For devilled kidneys you prepare them in the same way, seasoning them rather highly after dipping them in the hot butter, with freshly ground black pepper, a little salt, and cayenne if liked. Broil as before, then serve hot, sprinkled with a little lemon juice and minced parsley, with a tiny pat of cayenne or devil butter on each.
Cayenne Butter: Cream 3oz. or 4oz. of butter and mix it thoroughly with about a teaspoonful of cayenne pepper. Coralline pepper is an excellent substitute for cayenne, as its colour is most decorative, and many people prefer it to the more strongly flavoured cayenne.
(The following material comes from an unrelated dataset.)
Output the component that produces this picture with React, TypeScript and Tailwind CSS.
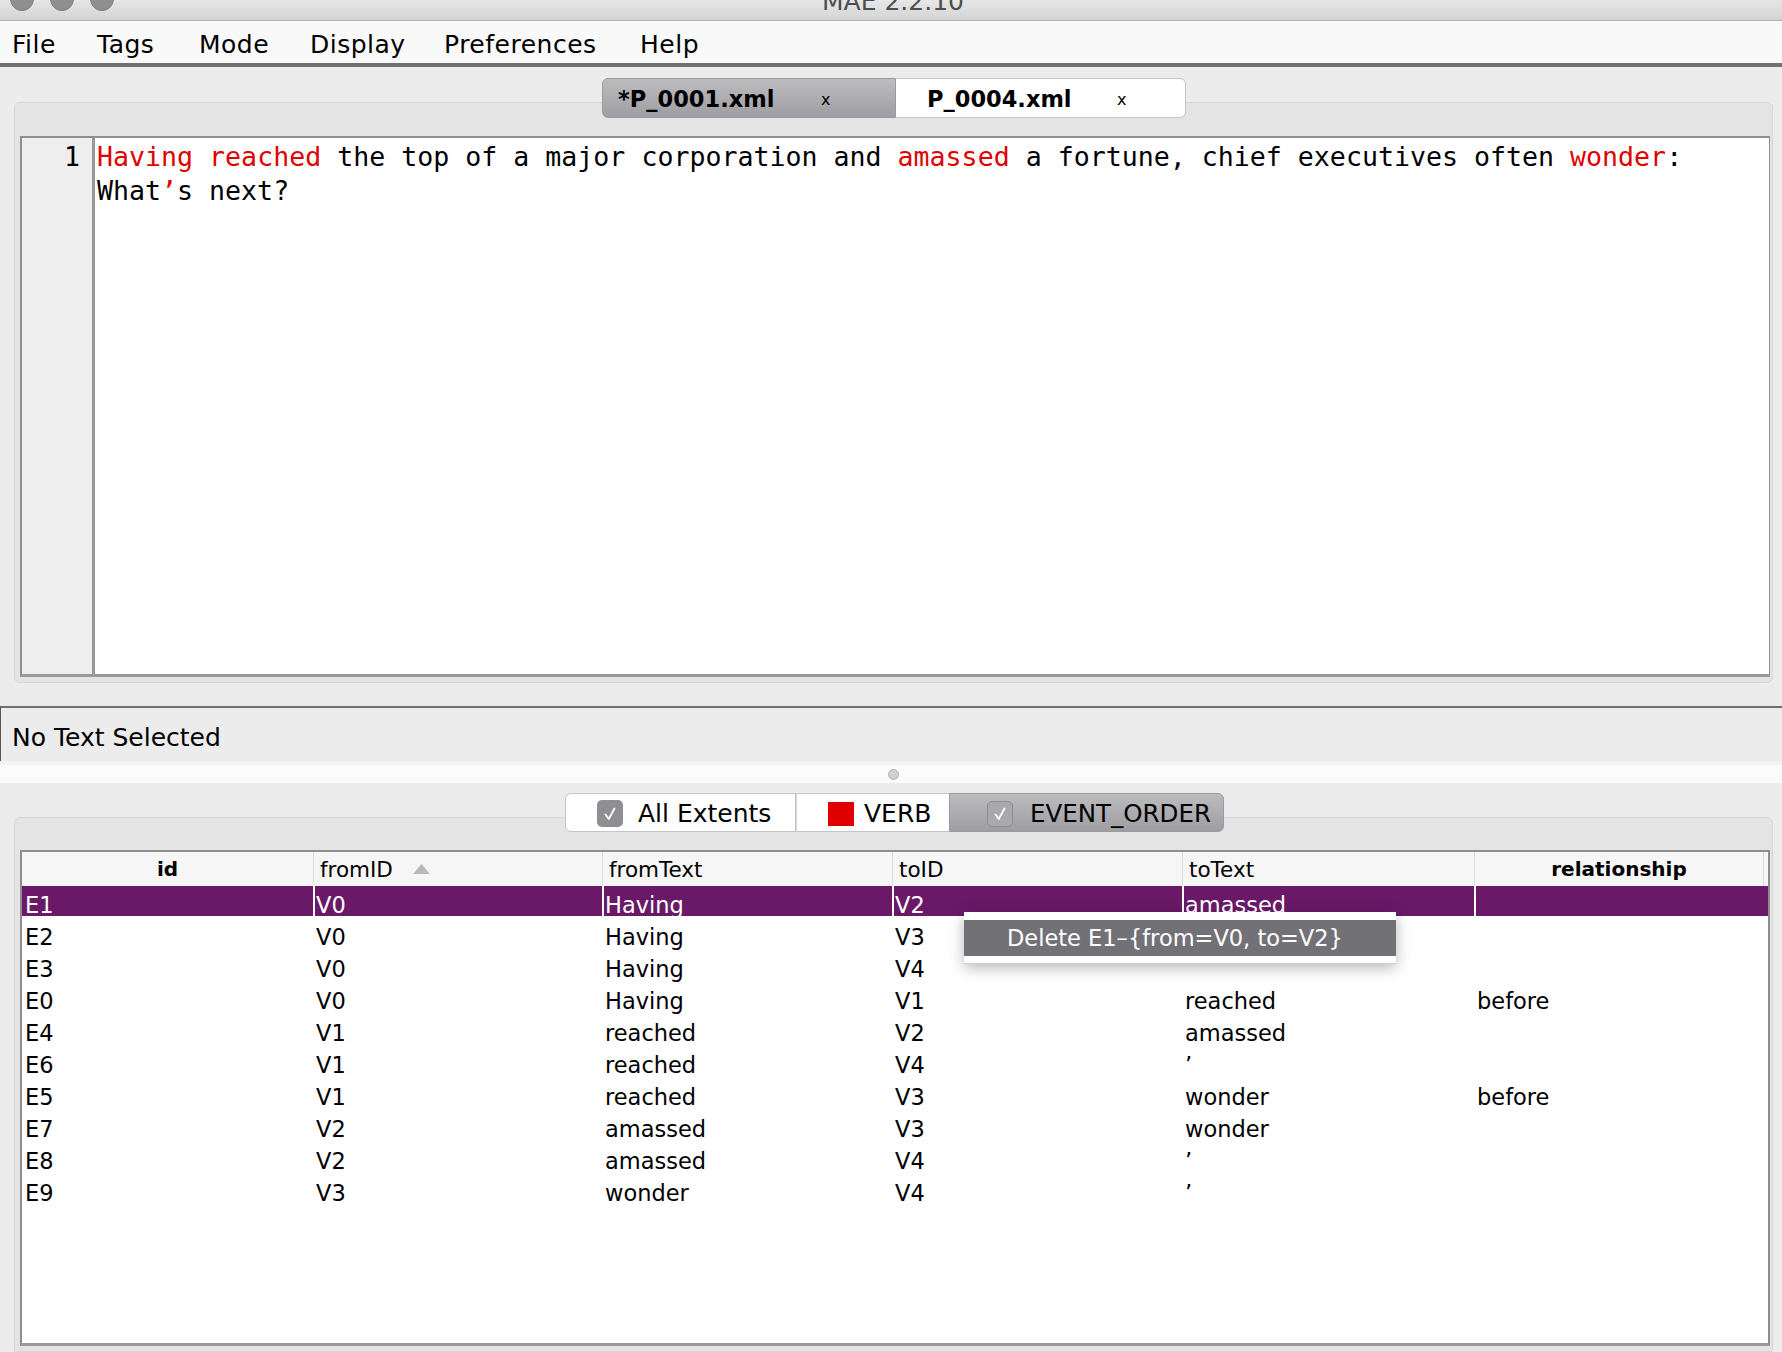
import React from "react";

type Row = {
  id: string;
  fromID: string;
  fromText: string;
  toID: string;
  toText: string;
  relationship: string;
};

const rows: Row[] = [
  { id: "E1", fromID: "V0", fromText: "Having", toID: "V2", toText: "amassed", relationship: "" },
  { id: "E2", fromID: "V0", fromText: "Having", toID: "V3", toText: "wonder", relationship: "" },
  { id: "E3", fromID: "V0", fromText: "Having", toID: "V4", toText: "", relationship: "" },
  { id: "E0", fromID: "V0", fromText: "Having", toID: "V1", toText: "reached", relationship: "before" },
  { id: "E4", fromID: "V1", fromText: "reached", toID: "V2", toText: "amassed", relationship: "" },
  { id: "E6", fromID: "V1", fromText: "reached", toID: "V4", toText: "\u2019", relationship: "" },
  { id: "E5", fromID: "V1", fromText: "reached", toID: "V3", toText: "wonder", relationship: "before" },
  { id: "E7", fromID: "V2", fromText: "amassed", toID: "V3", toText: "wonder", relationship: "" },
  { id: "E8", fromID: "V2", fromText: "amassed", toID: "V4", toText: "\u2019", relationship: "" },
  { id: "E9", fromID: "V3", fromText: "wonder", toID: "V4", toText: "\u2019", relationship: "" },
];

const menuItems = [
  { label: "File", w: "w-[85px]" },
  { label: "Tags", w: "w-[102px]" },
  { label: "Mode", w: "w-[111px]" },
  { label: "Display", w: "w-[134px]" },
  { label: "Preferences", w: "w-[196px]" },
  { label: "Help", w: "w-[80px]" },
];

function Check({ light }: { light?: boolean }) {
  return (
    <span
      className={
        light
          ? "w-[26px] h-[26px] rounded-[5px] bg-[#a9a9ad] border border-[#8d8d92] flex items-center justify-center"
          : "w-[26px] h-[27px] rounded-[5px] bg-[#8e8e93] flex items-center justify-center"
      }
    >
      <svg width="18" height="18" viewBox="0 0 18 18">
        <path d="M4.5 9.5 L7.8 14 L13.5 3.5" fill="none" stroke="white" strokeWidth="1.8" strokeLinecap="round" strokeLinejoin="round" />
      </svg>
    </span>
  );
}

const red = "text-[#e10000]";

export default function App() {
  return (
    <div className="relative w-[1782px] h-[1352px] overflow-hidden bg-[#ececec] flex flex-col font-['DejaVu_Sans',sans-serif] text-black">
      {/* title bar */}
      <div className="h-[21px] shrink-0 bg-gradient-to-b from-[#e7e7e7] to-[#d4d4d4] border-b border-[#b3b3b3] overflow-hidden grid grid-cols-[1fr_auto_1fr]">
        <div className="flex gap-[16px] pl-[10px] -mt-[13px]">
          <span className="w-[24px] h-[24px] rounded-full bg-[#8f8f8f] border border-[#7b7b7b]" />
          <span className="w-[24px] h-[24px] rounded-full bg-[#8f8f8f] border border-[#7b7b7b]" />
          <span className="w-[24px] h-[24px] rounded-full bg-[#8f8f8f] border border-[#7b7b7b]" />
        </div>
        <div className="-mt-[13px] text-[25px] leading-[29px] text-[#4d4d4d] pl-[4px]">MAE 2.2.10</div>
        <div />
      </div>

      {/* menu bar */}
      <div className="h-[46px] shrink-0 bg-[#f9f9f9] border-b-[4px] border-[#727272] flex pl-[12px] pt-[9px] text-[25px] leading-[29px] tracking-[0.5px]">
        {menuItems.map((m) => (
          <span key={m.label} className={m.w}>
            {m.label}
          </span>
        ))}
      </div>

      {/* document tabs */}
      <div className="relative z-10 flex pl-[602px] mt-[11px] h-[40px] shrink-0">
        <div className="w-[294px] h-[40px] rounded-l-[6px] border border-[#9b9b9f] bg-gradient-to-b from-[#bdbdc0] to-[#9e9ea2] flex items-center pl-[15px] pt-[3px]">
          <span className="w-[203px] font-bold text-[22.5px]">*P_0001.xml</span>
          <span className="text-[16px]">x</span>
        </div>
        <div className="w-[290px] h-[40px] rounded-r-[6px] border border-l-0 border-[#c6c6c6] bg-white flex items-center pl-[31px] pt-[3px]">
          <span className="w-[190px] font-bold text-[22.5px]">P_0004.xml</span>
          <span className="text-[16px]">x</span>
        </div>
      </div>

      {/* editor panel */}
      <div className="-mt-[16px] ml-[14px] mr-[9px] shrink-0 rounded-[6px] border border-[#d6d6d6] bg-[#e4e4e4] pt-[33px] pl-[5px] pr-[2px] pb-[5px]">
        <div className="h-[541px] bg-white border-2 border-r border-[#8e8e8e] border-b-[3px] border-b-[#9a9a9a] flex font-['DejaVu_Sans_Mono',monospace] text-[26.6px] leading-[34px]">
          <div className="w-[73px] shrink-0 bg-[#eeeeee] border-r-[3px] border-[#989898] text-right pr-[12px] pt-[2px]">1</div>
          <div className="pl-[2px] pt-[2px] whitespace-pre">
            <span className={red}>Having</span> <span className={red}>reached</span> the top of a major corporation and{" "}
            <span className={red}>amassed</span> a fortune, chief executives often <span className={red}>wonder</span>:
            <br />
            What<span className={red}>{"\u2019"}</span>s next?
          </div>
        </div>
      </div>

      {/* status */}
      <div className="mt-[23px] shrink-0 border-t-2 border-[#6f6f6f] h-[55px] border-l border-l-[#555] pl-[11px] pt-[15px] text-[25px] leading-[29px]">
        No Text Selected
      </div>
      <div className="h-[4px] shrink-0 bg-[#f4f4f4]" />
      <div className="h-[18px] shrink-0 bg-[#fbfbfb] flex items-center justify-center">
        <span className="w-[11px] h-[11px] rounded-full bg-[#d0d0d0] border border-[#b3b3b3] ml-[4px]" />
      </div>

      {/* tag tabs */}
      <div className="relative z-10 flex pl-[565px] mt-[10px] h-[39px] shrink-0 text-[25px] leading-[29px]">
        <div className="w-[231px] h-[39px] rounded-l-[6px] border border-[#c4c4c4] bg-white flex items-center pl-[31px] pt-[2px] gap-[15px]">
          <Check />
          <span>All Extents</span>
        </div>
        <div className="w-[153px] h-[39px] border-y border-[#c4c4c4] border-l border-l-[#d4d4d4] bg-white flex items-center pl-[31px] pt-[2px] gap-[10px]">
          <span className="w-[26px] h-[24px] bg-[#e10000]" />
          <span>VERB</span>
        </div>
        <div className="w-[275px] h-[39px] rounded-r-[6px] border border-[#9b9b9f] bg-gradient-to-b from-[#bdbdc0] to-[#9e9ea2] flex items-center pl-[37px] pt-[2px] gap-[17px]">
          <Check light />
          <span className="text-[24.5px]">EVENT_ORDER</span>
        </div>
      </div>

      {/* table panel */}
      <div className="-mt-[15px] ml-[14px] mr-[9px] flex-1 rounded-t-[6px] border border-[#d6d6d6] bg-[#e4e4e4] pt-[32px] pl-[5px] pr-[2px]">
        <div className="h-[496px] bg-white border-2 border-[#8e8e8e] border-b-[3px] border-b-[#9a9a9a] text-[22.5px]">
          <div className="h-[34px] bg-[#f6f6f6] grid grid-cols-[291px_289px_290px_290px_292px_290px] text-[21.5px] leading-[25px]">
            <div className="flex items-center justify-center font-bold text-[20px]">id</div>
            <div className="flex items-center pl-[6px] border-l border-[#dcdcdc]">
              fromID
              <svg width="17" height="10" viewBox="0 0 17 10" className="ml-[20px]">
                <path d="M0 10 L8.5 0 L17 10 Z" fill="#b9b9b9" />
              </svg>
            </div>
            <div className="flex items-center pl-[6px] border-l border-[#dcdcdc]">fromText</div>
            <div className="flex items-center pl-[6px] border-l border-[#dcdcdc]">toID</div>
            <div className="flex items-center pl-[6px] border-l border-[#dcdcdc]">toText</div>
            <div className="flex items-center justify-center font-bold text-[20px] border-l border-[#dcdcdc] border-r">relationship</div>
          </div>
          {rows.map((r, i) => {
            const sel = i === 0;
            const cell = sel
              ? "border-l-2 border-white pl-[1px] pt-[9px] leading-[21px]"
              : "border-l-2 border-transparent pl-[1px] pt-[9px] leading-[21px]";
            return (
              <div
                key={r.id}
                className={
                  sel
                    ? "h-[30px] mb-[2px] grid grid-cols-[291px_289px_290px_290px_292px_290px] bg-[#6a1968] text-white"
                    : "h-[30px] mb-[2px] grid grid-cols-[291px_289px_290px_290px_292px_290px]"
                }
              >
                <div className="pl-[3px] pt-[9px] leading-[21px]">{r.id}</div>
                <div className={cell}>{r.fromID}</div>
                <div className={cell}>{r.fromText}</div>
                <div className={cell}>{r.toID}</div>
                <div className={cell}>{r.toText}</div>
                <div className={cell}>{r.relationship}</div>
              </div>
            );
          })}
        </div>
      </div>

      {/* context menu */}
      <div className="absolute left-[964px] top-[912px] w-[432px] h-[52px] bg-white border-b border-[#cfcfcf] shadow-[0_4px_14px_rgba(0,0,0,0.28)] pt-[8px]">
        <div className="h-[36px] bg-[#717176] text-white text-[22.5px] leading-[26px] flex items-center pl-[43px]">
          Delete E1–{"{"}from=V0, to=V2{"}"}
        </div>
      </div>
    </div>
  );
}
Devil Butter is made by creaming 3oz. or 4oz. of butter, working into it a good spoonful of curry paste (the size of this is a question of taste), some very finely minced chives or pounded shallot, and a drop or two of tabasco.
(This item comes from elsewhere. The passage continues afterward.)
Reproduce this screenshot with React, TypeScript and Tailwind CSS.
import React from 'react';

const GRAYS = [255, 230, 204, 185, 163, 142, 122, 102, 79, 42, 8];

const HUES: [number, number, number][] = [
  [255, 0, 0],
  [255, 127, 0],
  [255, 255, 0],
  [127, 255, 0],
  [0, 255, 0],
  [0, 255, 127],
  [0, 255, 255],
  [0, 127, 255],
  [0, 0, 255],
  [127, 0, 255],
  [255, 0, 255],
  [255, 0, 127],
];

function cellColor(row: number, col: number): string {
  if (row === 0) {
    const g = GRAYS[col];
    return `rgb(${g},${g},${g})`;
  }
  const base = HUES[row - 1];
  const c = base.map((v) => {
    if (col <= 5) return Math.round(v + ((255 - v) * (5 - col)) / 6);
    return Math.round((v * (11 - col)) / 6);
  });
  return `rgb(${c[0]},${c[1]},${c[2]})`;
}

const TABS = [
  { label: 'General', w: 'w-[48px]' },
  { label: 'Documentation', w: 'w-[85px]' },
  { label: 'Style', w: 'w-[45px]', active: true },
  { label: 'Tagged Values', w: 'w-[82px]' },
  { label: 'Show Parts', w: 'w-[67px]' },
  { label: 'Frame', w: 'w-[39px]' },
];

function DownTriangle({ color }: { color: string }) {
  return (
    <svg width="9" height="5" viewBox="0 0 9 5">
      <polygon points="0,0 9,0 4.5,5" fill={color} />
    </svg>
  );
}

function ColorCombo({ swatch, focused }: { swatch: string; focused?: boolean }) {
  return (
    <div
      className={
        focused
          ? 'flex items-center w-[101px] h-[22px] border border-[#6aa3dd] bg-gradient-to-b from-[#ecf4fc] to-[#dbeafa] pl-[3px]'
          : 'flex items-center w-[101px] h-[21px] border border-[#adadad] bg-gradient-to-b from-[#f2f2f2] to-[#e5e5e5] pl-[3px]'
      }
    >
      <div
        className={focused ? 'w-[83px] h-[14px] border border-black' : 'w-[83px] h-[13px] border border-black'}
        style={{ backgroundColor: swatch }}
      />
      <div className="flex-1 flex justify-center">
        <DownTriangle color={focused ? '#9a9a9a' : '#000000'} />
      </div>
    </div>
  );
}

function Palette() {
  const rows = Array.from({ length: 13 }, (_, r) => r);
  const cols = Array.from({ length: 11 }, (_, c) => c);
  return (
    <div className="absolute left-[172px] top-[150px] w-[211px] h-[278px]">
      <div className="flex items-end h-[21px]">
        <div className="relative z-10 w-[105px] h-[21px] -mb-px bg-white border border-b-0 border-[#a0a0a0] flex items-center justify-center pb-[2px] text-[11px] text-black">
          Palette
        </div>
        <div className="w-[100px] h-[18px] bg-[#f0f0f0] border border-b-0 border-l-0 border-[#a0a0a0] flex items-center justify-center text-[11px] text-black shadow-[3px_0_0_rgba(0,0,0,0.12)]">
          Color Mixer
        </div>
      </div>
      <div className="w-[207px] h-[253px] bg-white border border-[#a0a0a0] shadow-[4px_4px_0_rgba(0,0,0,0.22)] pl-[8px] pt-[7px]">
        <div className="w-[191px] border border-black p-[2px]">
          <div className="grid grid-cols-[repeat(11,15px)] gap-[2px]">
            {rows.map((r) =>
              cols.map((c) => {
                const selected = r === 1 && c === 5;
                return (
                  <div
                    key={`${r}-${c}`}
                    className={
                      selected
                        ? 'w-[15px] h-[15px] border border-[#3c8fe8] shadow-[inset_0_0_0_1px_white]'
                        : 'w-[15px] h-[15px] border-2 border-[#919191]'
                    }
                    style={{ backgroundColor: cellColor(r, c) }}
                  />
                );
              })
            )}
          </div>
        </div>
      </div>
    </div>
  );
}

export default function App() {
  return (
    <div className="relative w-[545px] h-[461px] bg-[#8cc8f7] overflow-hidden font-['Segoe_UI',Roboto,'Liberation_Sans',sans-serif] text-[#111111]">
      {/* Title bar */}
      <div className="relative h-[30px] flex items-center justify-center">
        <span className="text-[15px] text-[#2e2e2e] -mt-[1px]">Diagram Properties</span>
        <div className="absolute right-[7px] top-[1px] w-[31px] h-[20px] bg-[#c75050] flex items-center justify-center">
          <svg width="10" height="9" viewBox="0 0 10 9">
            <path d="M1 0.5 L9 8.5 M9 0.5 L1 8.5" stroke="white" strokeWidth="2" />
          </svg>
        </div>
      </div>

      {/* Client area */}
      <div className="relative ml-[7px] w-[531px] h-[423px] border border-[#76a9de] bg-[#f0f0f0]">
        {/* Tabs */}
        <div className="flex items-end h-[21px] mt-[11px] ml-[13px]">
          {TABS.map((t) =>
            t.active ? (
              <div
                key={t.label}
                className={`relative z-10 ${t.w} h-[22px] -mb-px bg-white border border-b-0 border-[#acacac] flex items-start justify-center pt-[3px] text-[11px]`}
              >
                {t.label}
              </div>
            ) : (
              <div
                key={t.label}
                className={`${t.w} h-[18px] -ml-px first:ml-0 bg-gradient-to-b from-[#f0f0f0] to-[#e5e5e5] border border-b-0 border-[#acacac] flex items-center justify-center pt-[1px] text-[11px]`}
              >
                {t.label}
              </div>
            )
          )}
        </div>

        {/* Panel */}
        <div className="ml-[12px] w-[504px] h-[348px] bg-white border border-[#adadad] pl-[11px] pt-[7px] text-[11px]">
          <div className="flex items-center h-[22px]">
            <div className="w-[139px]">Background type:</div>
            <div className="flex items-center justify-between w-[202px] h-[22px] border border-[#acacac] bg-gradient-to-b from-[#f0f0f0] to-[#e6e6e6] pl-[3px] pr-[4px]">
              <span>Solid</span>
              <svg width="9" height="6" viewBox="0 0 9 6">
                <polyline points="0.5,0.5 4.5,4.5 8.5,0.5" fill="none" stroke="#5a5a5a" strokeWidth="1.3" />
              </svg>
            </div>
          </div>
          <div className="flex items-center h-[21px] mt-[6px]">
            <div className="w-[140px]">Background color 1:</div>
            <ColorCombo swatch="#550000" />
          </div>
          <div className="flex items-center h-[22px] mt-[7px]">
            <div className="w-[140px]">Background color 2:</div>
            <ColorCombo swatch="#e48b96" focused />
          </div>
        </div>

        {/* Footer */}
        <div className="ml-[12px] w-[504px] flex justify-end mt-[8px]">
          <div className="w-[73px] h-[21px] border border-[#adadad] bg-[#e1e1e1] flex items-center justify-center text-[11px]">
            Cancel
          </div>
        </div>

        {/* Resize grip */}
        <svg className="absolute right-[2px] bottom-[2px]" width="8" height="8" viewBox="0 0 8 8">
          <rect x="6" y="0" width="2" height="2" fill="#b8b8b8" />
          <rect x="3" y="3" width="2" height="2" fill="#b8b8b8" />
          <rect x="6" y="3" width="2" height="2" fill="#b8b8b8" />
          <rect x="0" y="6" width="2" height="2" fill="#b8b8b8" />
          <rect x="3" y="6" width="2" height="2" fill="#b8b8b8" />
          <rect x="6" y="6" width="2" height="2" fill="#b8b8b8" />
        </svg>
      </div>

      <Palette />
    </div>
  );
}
For stewed kidneys peel, trim, and slice ten or twelve kidneys and toss them for five minutes over the fire with 1oz. of butter, add three or four mushrooms minced, and half a pint of espagnole or any good brown sauce to taste, and finish cooking, without however, allowing them to boil, which toughens and spoils them. Calf's kidney is excellent cooked thus. Very often champagne sauce is used for kidneys cooked in this way.